──────── Extracted entries
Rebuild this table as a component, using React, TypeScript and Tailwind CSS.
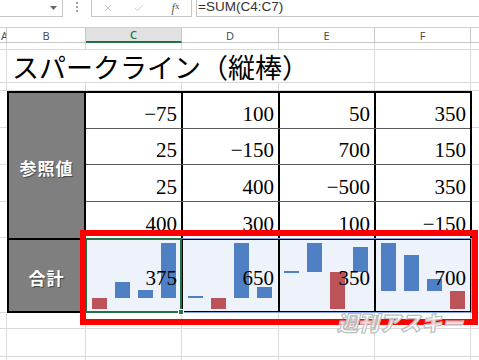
import { X, Check } from "lucide-react";

const colW = ["w-[7px]", "w-[79px]", "w-[96px]", "w-[97px]", "w-[96px]", "w-[96px]", "w-[8px]"];

const rows = [
  ["−75", "100", "50", "350"],
  ["25", "−150", "700", "150"],
  ["25", "400", "−500", "350"],
  ["400", "300", "100", "−150"],
];

const rowH = ["h-[36px] border-b", "h-[36px] border-b", "h-[37px] border-b", "h-[36px]"];
const cellW = ["w-[97px] border-r-2", "w-[97px] border-r-2", "w-[96px] border-r-2", "w-[94px]"];

// [top, height, negative] measured from the cell's content top
const sparks = [
  { total: "375", x0: 6, bars: [[58, 11, 1], [42, 16, 0], [50, 8, 0], [3, 55, 0]] },
  { total: "650", x0: 5, bars: [[56, 2, 0], [58, 11, 1], [3, 55, 0], [47, 11, 0]] },
  { total: "350", x0: 4, bars: [[31, 2, 0], [3, 29, 0], [32, 37, 1], [7, 25, 0]] },
  { total: "700", x0: 5, bars: [[3, 48, 0], [15, 36, 0], [39, 12, 0], [51, 18, 1]] },
];

const stripRows = ["h-[37px]", "h-[37px]", "h-[37px]", "h-[36px]", "h-[75px]"];

function SheetRow({ h }: { h: string }) {
  return (
    <div className={`flex ${h} border-b border-[#dadada]`}>
      {colW.map((w, i) => (
        <div key={i} className={`${w} shrink-0 ${i < colW.length - 1 ? "border-r border-[#dadada]" : ""}`} />
      ))}
    </div>
  );
}

function Strip() {
  return (
    <div className="w-[7px] shrink-0 flex flex-col">
      {stripRows.map((h, i) => (
        <div key={i} className={`${h} border-b border-[#dadada]`} />
      ))}
    </div>
  );
}

export default function App() {
  return (
    <div className="relative w-[479px] h-[360px] overflow-hidden bg-white font-['Liberation_Sans',sans-serif]">
      {/* formula bar */}
      <div className="flex h-[17px]">
        <div className="w-[63px] border-r border-b border-[#c6c6c6] flex items-center justify-end pr-[5px]">
          <svg width="7" height="4" viewBox="0 0 7 4">
            <path d="M0 0h7L3.5 4z" fill="#666" />
          </svg>
        </div>
        <div className="w-[28px] flex justify-center pt-[2px]">
          <div className="flex flex-col gap-[2px]">
            <div className="w-[2px] h-[2px] bg-[#a0a0a0]" />
            <div className="w-[2px] h-[2px] bg-[#a0a0a0]" />
            <div className="w-[2px] h-[2px] bg-[#a0a0a0]" />
          </div>
        </div>
        <div className="w-[101px] border-l border-r border-b border-[#c6c6c6] flex items-center">
          <div className="w-[32px] flex justify-center">
            <X size={12} strokeWidth={1.3} color="#b4b4b4" />
          </div>
          <div className="w-[30px] flex justify-center">
            <Check size={12} strokeWidth={1.3} color="#b4b4b4" />
          </div>
          <div className="flex-1 flex justify-center pl-[6px] font-['Liberation_Serif',serif] italic text-[12px] text-[#555] leading-none">
            f<span className="text-[9px] not-italic">x</span>
          </div>
        </div>
        <div className="w-[4px]" />
        <div className="flex-1 border-l border-b border-[#c6c6c6] pl-[1px] text-[13.5px] leading-[14px] text-[#333]">
          =SUM(C4:C7)
        </div>
      </div>
      <div className="h-[10px]" />

      {/* column headers */}
      <div className="flex h-[16px] border-t border-[#d0d0d0] text-[11px] text-[#444] font-['Open_Sans',sans-serif] leading-none">
        <div className="w-[7px] border-r border-b border-[#c6c6c6] flex items-center justify-end overflow-hidden">
          <span className="mr-[-2px]">A</span>
        </div>
        <div className="w-[79px] border-r border-b border-[#c6c6c6] flex items-center justify-center">B</div>
        <div className="w-[96px] border-r border-[#c6c6c6] border-b-2 border-b-[#217346] bg-[#e1e1e1] flex items-center justify-center text-[#217346] font-semibold">
          C
        </div>
        <div className="w-[97px] border-r border-b border-[#c6c6c6] flex items-center justify-center">D</div>
        <div className="w-[96px] border-r border-b border-[#c6c6c6] flex items-center justify-center">E</div>
        <div className="w-[96px] border-r border-b border-[#c6c6c6] flex items-center justify-center">F</div>
        <div className="w-[8px] border-b border-[#c6c6c6]" />
      </div>

      <SheetRow h="h-[7px]" />

      {/* title row */}
      <div className="flex h-[33px] border-b border-[#dadada]">
        <div className="w-[7px] border-r border-[#dadada]" />
        <div className="w-[368px] border-r border-[#dadada] flex items-center pl-[5px] font-['Noto_Sans_CJK_JP',sans-serif] text-[27px] leading-none text-black whitespace-nowrap">
          スパークライン（縦棒）
        </div>
        <div className="w-[96px] border-r border-[#dadada]" />
        <div className="w-[8px]" />
      </div>

      <SheetRow h="h-[8px]" />

      {/* table */}
      <div className="flex h-[222px]">
        <Strip />
        <div className="w-[465px] border-2 border-black flex flex-col font-['Liberation_Serif',serif] text-[21px] leading-none text-black">
          <div className="flex h-[145px]">
            <div className="w-[77px] border-r-2 border-black bg-[#7f7f7f] flex items-center justify-center pt-[3px] text-white font-['Noto_Sans_CJK_JP',sans-serif] font-bold text-[17px] tracking-[1px] [text-shadow:1px_1px_1px_rgba(0,0,0,0.45)]">
              参照値
            </div>
            <div className="flex flex-col">
              {rows.map((r, ri) => (
                <div key={ri} className={`flex ${rowH[ri]} border-[#5a5a5a]`}>
                  {r.map((v, ci) => (
                    <div key={ci} className={`${cellW[ci]} border-black flex items-end justify-end pr-[4px] pb-[3px]`}>
                      {v}
                    </div>
                  ))}
                </div>
              ))}
            </div>
          </div>
          <div className="flex h-[73px] border-t-2 border-black">
            <div className="w-[77px] border-r-2 border-black bg-[#7f7f7f] flex items-center justify-center pt-[3px] text-white font-['Noto_Sans_CJK_JP',sans-serif] font-bold text-[17px] tracking-[1px] [text-shadow:1px_1px_1px_rgba(0,0,0,0.45)]">
              合計
            </div>
            {sparks.map((s, ci) => (
              <div key={ci} className={`relative ${cellW[ci]} border-black bg-[#eef2fb] flex items-start justify-end pr-[4px] pt-[28px]`}>
                <svg className="absolute left-0 top-0" width="95" height="71">
                  {s.bars.map(([t, h, neg], bi) => (
                    <rect
                      key={bi}
                      x={s.x0 + bi * 23}
                      y={t}
                      width={15}
                      height={h}
                      fill={neg ? "#bb5359" : "#4f80c4"}
                    />
                  ))}
                </svg>
                <span className="relative">{s.total}</span>
              </div>
            ))}
          </div>
        </div>
        <Strip />
      </div>

      <SheetRow h="h-[16px]" />
      <SheetRow h="h-[28px]" />
      <SheetRow h="h-[10px]" />

      {/* selection and active cell */}
      <div className="absolute left-[86px] top-[238px] w-[386px] h-[75px] border border-[#86a5e0]" />
      <div className="absolute left-[85px] top-[238px] w-[97px] h-[75px] border-2 border-[#217346]" />
      <div className="absolute left-[178px] top-[309px] w-[6px] h-[6px] bg-[#217346] border border-white" />

      {/* highlight frame */}
      <div className="absolute left-[80px] top-[230px] w-[398px] h-[95px] border-[6px] border-[#ff0000]" />

      {/* watermark */}
      <div className="absolute left-[337px] top-[312px] font-['Noto_Sans_CJK_JP',sans-serif] font-black italic text-[21px] leading-none text-[rgba(255,255,255,0.85)] [-webkit-text-stroke:1.2px_#bdbdbd]">
        週刊アスキー
      </div>
    </div>
  );
}
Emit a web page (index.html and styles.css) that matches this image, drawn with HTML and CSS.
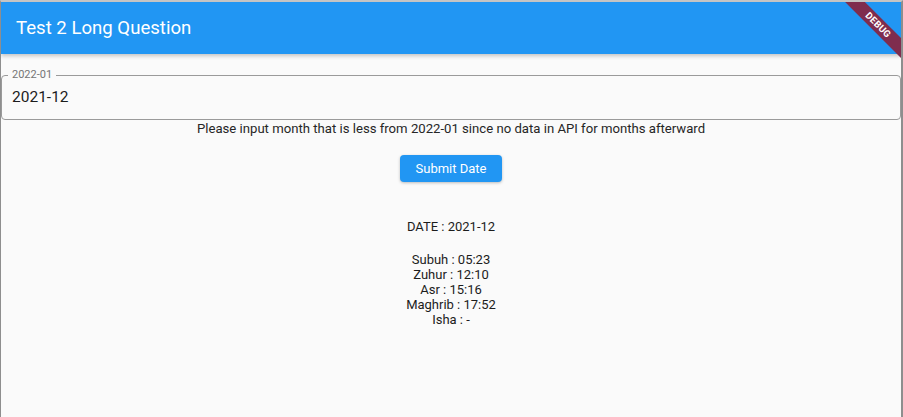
FILE: index.html
```html
<!DOCTYPE html>
<html>
<head>
<meta charset="utf-8">
<link rel="stylesheet" href="styles.css">
</head>
<body>
<div class="window">
  <header class="appbar"><h1 class="title">Test 2 Long Question</h1></header>
  <main class="content">
    <fieldset class="field">
      <legend class="field-label">2022-01</legend>
      <div class="field-value">2021-12</div>
    </fieldset>
    <p class="helper">Please input month that is less from 2022-01 since no data in API for months afterward</p>
    <button class="submit">Submit Date</button>
    <p class="date">DATE : 2021-12</p>
    <div class="times">
      <div>Subuh : 05:23</div>
      <div>Zuhur : 12:10</div>
      <div>Asr : 15:16</div>
      <div>Maghrib : 17:52</div>
      <div>Isha : -</div>
    </div>
  </main>
  <div class="banner-clip"><div class="banner">DEBUG</div></div>
</div>
</body>
</html>
```
FILE: styles.css
```css
* { box-sizing: border-box; }
html, body { margin: 0; padding: 0; }
body {
  width: 903px;
  height: 417px;
  overflow: hidden;
  font-family: Roboto, "Liberation Sans", sans-serif;
  background: #fafafa;
}
.window {
  position: relative;
  width: 903px;
  height: 417px;
  border-top: 2px solid #c4c4c4;
  border-left: 1px solid #8e8e8e;
  border-right: 2px solid #8e8e8e;
  background: #fafafa;
  overflow: hidden;
}
.appbar {
  height: 52px;
  background: #2196f3;
  display: flex;
  align-items: center;
  padding-left: 15px;
  box-shadow: 0 2px 4px rgba(0,0,0,0.22);
  position: relative;
  z-index: 1;
}
.title {
  margin: 0;
  color: #fff;
  font-size: 18.6px;
  font-weight: 400;
}
.content {
  display: flex;
  flex-direction: column;
  align-items: center;
  color: #1c1c1c;
}
.field {
  align-self: stretch;
  margin: 14px 0 0 0;
  border: 1px solid #9a9a9a;
  border-radius: 4px;
  padding: 0 6px 12px 6px;
  min-width: 0;
}
.field-label {
  padding: 0 4px;
  font-size: 11px;
  line-height: 14px;
  color: #757575;
}
.field-value {
  padding: 5px 0 0 4px;
  font-size: 15.5px;
  line-height: 20px;
  color: #1c1c1c;
}
.helper {
  margin: 1px 0 0 0;
  font-size: 13.15px;
  line-height: 16px;
  color: #262626;
}
.submit {
  margin-top: 18px;
  width: 102px;
  height: 27px;
  border: none;
  border-radius: 4px;
  background: #2196f3;
  color: #fff;
  font-family: inherit;
  font-size: 13px;
  padding: 0;
  box-shadow: 0 1px 3px rgba(0,0,0,0.25);
}
.date {
  margin: 37px 0 0 0;
  font-size: 13px;
  line-height: 15px;
}
.times {
  margin-top: 18px;
  font-size: 13px;
  line-height: 15px;
  text-align: center;
}
.banner-clip {
  position: absolute;
  top: 0;
  right: 0;
  width: 100px;
  height: 100px;
  overflow: hidden;
  z-index: 2;
  pointer-events: none;
}
.banner {
  position: absolute;
  left: 27px;
  top: 16px;
  width: 100px;
  height: 14px;
  transform: rotate(45deg);
  background: #7f2d4e;
  color: #fff;
  font-size: 9.5px;
  font-weight: 700;
  line-height: 14px;
  text-align: center;
  letter-spacing: 0.2px;
}
```
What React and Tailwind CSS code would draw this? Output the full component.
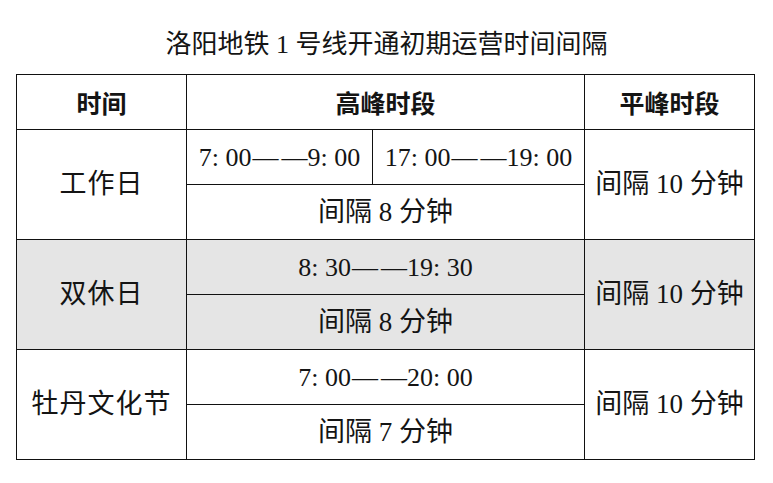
────────────────
- [Exercise] Look through the data above. Each line containing the word "that" needs to be copied.

- [Response to this exercise]
Emit a web page (index.html and styles.css) that matches this image, drawn with HTML and CSS.
    <p class="helper">Please input month that is less from 2022-01 since no data in API for months afterward</p>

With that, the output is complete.